Brooks continued to maintain extremely popular bands across the country through the nineteen-teens, and employed many prominent West Michigan musicians, including Chester Z. Bronson, William S. Bronson, George Balcom and John Vleiken (of Kalamazoo), Frank Holton and Gardell Simons (both world-renowned trombonists from Allegan), and countless others.
Dunstable Cornet Band
Born in Massachusetts about 1848, Ellis Brooks spent his childhood with his family in Dunstable, Massachusetts. By 1861, young Brooks was playing trombone in the Dunstable Cornet Band. Brooks’ father built the bandwagon for them.

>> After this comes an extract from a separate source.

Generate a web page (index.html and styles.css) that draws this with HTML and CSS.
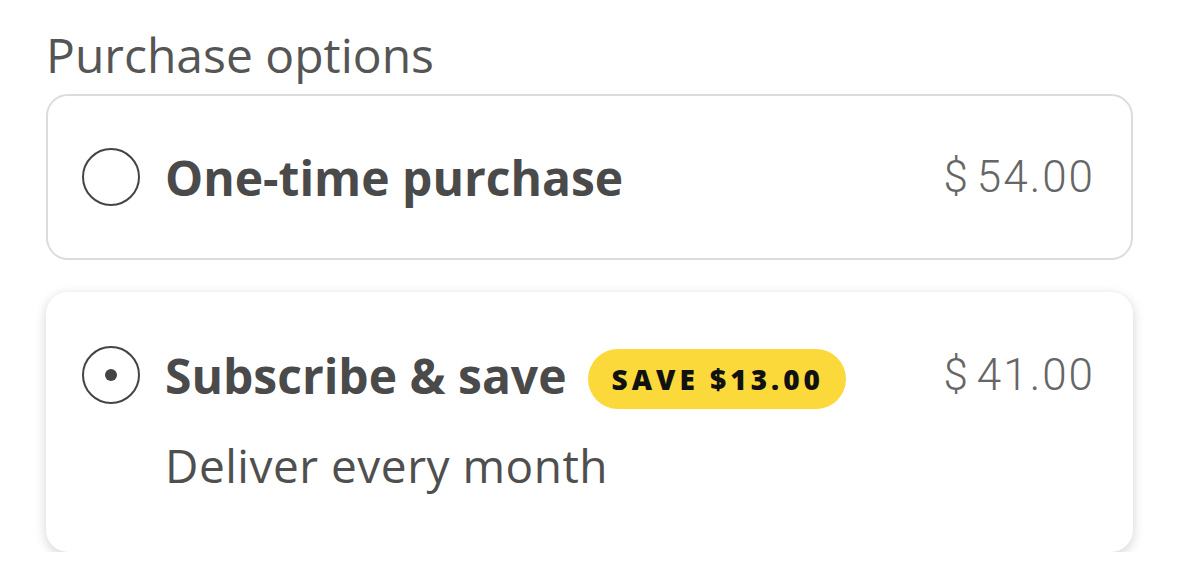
FILE: index.html
```html
<!DOCTYPE html>
<html lang="en">
<head>
<meta charset="utf-8">
<title>Purchase options</title>
<link rel="stylesheet" href="styles.css">
</head>
<body>
<div class="panel">
  <h2 class="title">Purchase options</h2>
  <div class="option option-plain">
    <div class="row">
      <span class="radio"></span>
      <span class="label">One-time purchase</span>
      <span class="price"><span class="cur">$</span>54.00</span>
    </div>
  </div>
  <div class="option option-selected">
    <div class="row row-tall">
      <span class="radio radio-on"><span class="dot"></span></span>
      <span class="label">Subscribe &amp; save</span>
      <span class="badge">SAVE $13.00</span>
      <span class="price"><span class="cur">$</span>41.00</span>
    </div>
    <div class="sub">Deliver every month</div>
  </div>
</div>
</body>
</html>
```

FILE: styles.css
```css
html, body {
  margin: 0;
  padding: 0;
  background: #ffffff;
}

.panel {
  padding: 27px 46px 0 46px;
  font-family: "Open Sans", "Noto Sans", sans-serif;
  color: #4a4a4a;
}

.title {
  margin: 0 0 12px 0;
  font-size: 48px;
  line-height: 55px;
  font-weight: 400;
  color: #555555;
}

.option {
  box-sizing: border-box;
  border-radius: 22px;
  background: #ffffff;
}

.option-plain {
  height: 166px;
  border: 2px solid #dcdcdc;
  padding: 0 38px 0 34px;
  display: flex;
  align-items: center;
}

.option-selected {
  margin-top: 32px;
  padding: 53px 40px 57px 36px;
  box-shadow: 0 3px 12px rgba(0, 0, 0, 0.18);
}

.row {
  display: flex;
  align-items: center;
  width: 100%;
}

.row-tall {
  height: 60px;
}

.radio {
  box-sizing: border-box;
  width: 58px;
  height: 58px;
  border: 2.6px solid #444444;
  border-radius: 50%;
  flex: none;
  display: flex;
  align-items: center;
  justify-content: center;
}

.dot {
  width: 12px;
  height: 12px;
  border-radius: 50%;
  background: #444444;
}

.label {
  margin-left: 25px;
  font-size: 48px;
  font-weight: 700;
  color: #4a4a4a;
  white-space: nowrap;
}

.badge {
  margin-left: 21px;
  margin-top: 7px;
  height: 60px;
  padding: 0 22px 0 24px;
  border-radius: 30px;
  background: #fcd93b;
  color: #111111;
  font-size: 28px;
  font-weight: 800;
  letter-spacing: 4px;
  display: flex;
  align-items: center;
  white-space: nowrap;
}

.price {
  margin-left: auto;
  margin-right: -2px;
  font-family: Roboto, "Liberation Sans", sans-serif;
  font-size: 44px;
  font-weight: 300;
  letter-spacing: 2px;
  color: #666666;
}

.cur {
  margin-right: 7px;
}

.sub {
  margin: 30px 0 0 83px;
  font-size: 46px;
  line-height: 60px;
  letter-spacing: 0.5px;
  color: #4f4f4f;
}
```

Brooks’ Famous New York Band
Brooks toured for several years with various stage productions and minstrel companies, including Howard, Langrishe & Carle’s “Black Crook” Company; Sweatnam, Billy Rice & Barney Fagan’s Minstrels; the French Grenadier Military Band; and William Foote’s Millennial Minstrels. Brooks later assumed leadership of the New York Concert Band, which is said to have rivaled the great bands of Innes, Gilmore and Sousa.
Brooks’ band won great acclaim when it was introduced at the Minneapolis Industrial Exposition in 1887. During the wintertime months of the late 1880s and early 1890s, Brooks played at several of the large resorts along the New England coastline, and at least eight consecutive seasons at the historic Ponce de León, Alcazar and Cordova hotels in St. Augustine, Florida. Band members at this time included Frank Holton, Herbert L. Clarke, and Kalamazoo bandsman Chester Z. Bronson, all of whom later joined John Philip Sousa’s New Marine Band in 1892. When Brooks appeared at the 1893 Pittsburgh Exposition, the star soloist with his band was Matilda Sissieretta Joyner Jones, the internationally famous African American singer known as “Black Patti.”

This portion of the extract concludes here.